Monday, August 13, 2007

Point/Counterpoint: The Bourne Ultimatum

Bimbo: It's a perfect action film. It really is all about the action. It's all action, and it's never boring. It has a lot of emotional textures to it, within the action - it plays with fear, suspense, loyalty and identity. It's also an allegory about America. It's about trying to be a good American, struggling to get out of a culture that is inevitably violent. And you feel the action. You feel the impact of the movie's messages and textures through the action itself. The sequence in Tangiers - the best part of the movie - reminded me of "The Battle of Algiers". The moment of silence before Matt Damon crashes through the window; perfection!

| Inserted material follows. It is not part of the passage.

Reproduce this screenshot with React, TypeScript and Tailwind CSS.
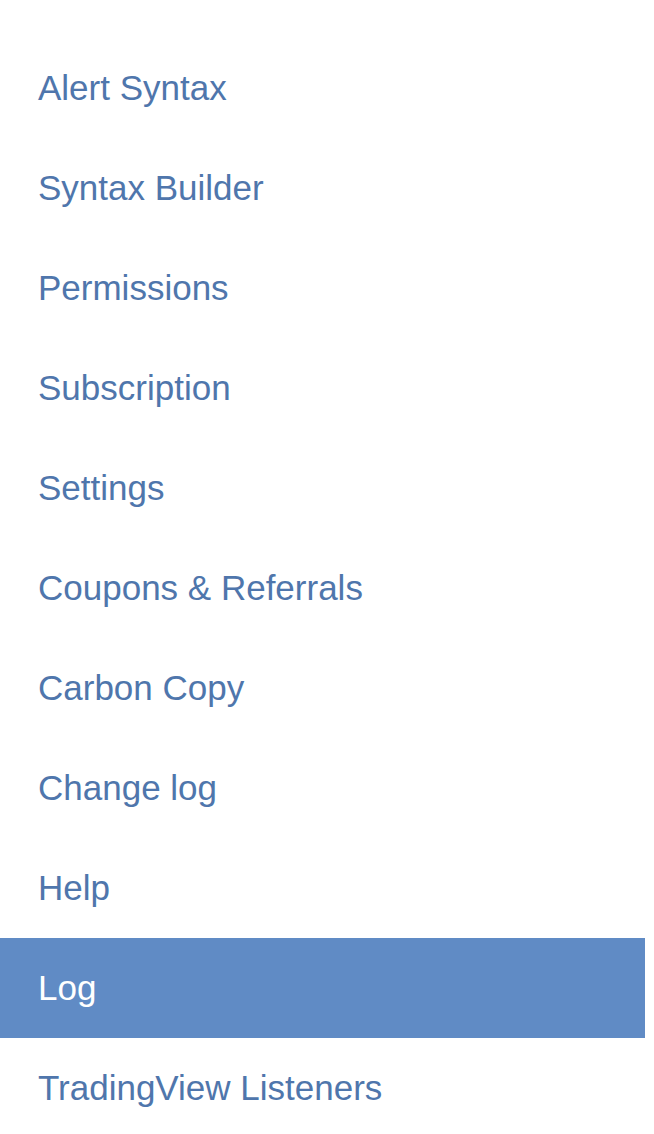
import React from 'react'

const items = [
  'Alert Syntax',
  'Syntax Builder',
  'Permissions',
  'Subscription',
  'Settings',
  'Coupons & Referrals',
  'Carbon Copy',
  'Change log',
  'Help',
  'Log',
  'TradingView Listeners',
]

export default function App(): React.JSX.Element {
  const active = 'Log'
  return (
    <div className="min-h-screen bg-white pt-[38px] font-['Liberation_Sans',Arial,sans-serif]">
      <ul className="w-[645px]">
        {items.map((item) => (
          <li
            key={item}
            className={
              item === active
                ? 'h-[100px] flex items-center pl-[38px] text-[35px] text-white bg-[#608bc5]'
                : 'h-[100px] flex items-center pl-[38px] text-[35px] text-[#4f76ac]'
            }
          >
            {item}
          </li>
        ))}
      </ul>
    </div>
  )
}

Betty: I can't even evaluate this movie because I didn't understand this movie at all. Action is not a language. Guns are not a substitute for dialogue. Rather, they are a shortcut when you have nothing to say. This movie had barely any women in it, which is why it was so boring. Oh, and no humor. No one even smiled. And the flashback scenes were so cheesy - I think they were ripping off the Harry Potter movie.

Bimbo: Cut the snark, Betty. This isn't Gawker. I do not care to address any of your points. Why argue with someone not well versed in the idiom of action? This was the best action film since "Miami Vice".

Betty: "The idiom of action"?! Here we go again. You can't just call something an idiom to lend it legitimacy when in fact it fails to convey, confuses and butchers, all meaning.

Bimbo: OK, fine. I won't use fake film scholar language. But can I at least say the movie "sutures itself into your soul"? Where my film scholahs at?

Betty and Bimbo welcome your comments, and would like to offer a prize to anyone who can explain why this film is titled "The Bourne Ultimatum." There is no ultimatum in this film.


Anonymous said...

Bourne is a Yankee through and through...Betty you are dead wrong...All Bourne all the time as far as I am concerned....Fellini is chump change compared to Bourne...long live Matt


Speed McQueen said...

Sorry Betty, Bimbo carries the day here. Your seeming hostility to action movies notwithstanding, you can't deny that a genre of films doesn't have an idiom simply because you don't like one example. I abhorred The Black Dhalia but I wouldn't claim that film noir doesn't have it's own idiom, series of tropes or visual language.

Bimbo's couching his critique in Cahiers du Cinema lingo may be a shade high-falutin', but you hardly refute the man's point with your ad hominem.

Greengrass' shaky camera and pummeling cuts do put the viewer in the midst of the action. He aims not to land some knockout blow- the film is too breathless for that-but instead wants us panting, and bit battered after each sequence.

I take issue with Bimbo's characterization of the Tangiers section as the best, for me it was in Waterloo Station. We've seen Bourne solo and on the move before. Watching him navigate a crowded place so wolfishly was the film's real joy.

As to the naming conventions of this first rate trilogy, you're right on the money. I leave the last word, grudgingly, to David Denby who suggests the next installment be called The Bourne Arpeggio.


Superman said...

This movie was poor. First, the base concept originally made this film go. Now we are on the third, I mean how many times can an operative keep discovering a new clandestine training program and seek out his identity. Second, the fight scenes were often cliche and this film lacked plot. Third, there was no development of his past affair with julia stiles, which made this portion of the story uncompelling. Finally, the jolting of the camera into a hazy mist during fight scenes, car chases, and general mayhem. is a creative idea. When this happens for prolonged periods, then you just feel dizzy and wonder why you paid ten dollars to watch blurry images.

I hope there is not a fourth. Unless Anne Hathaway is in it, Superman would not even rent the fourth. The bourne ultimate ultimatum.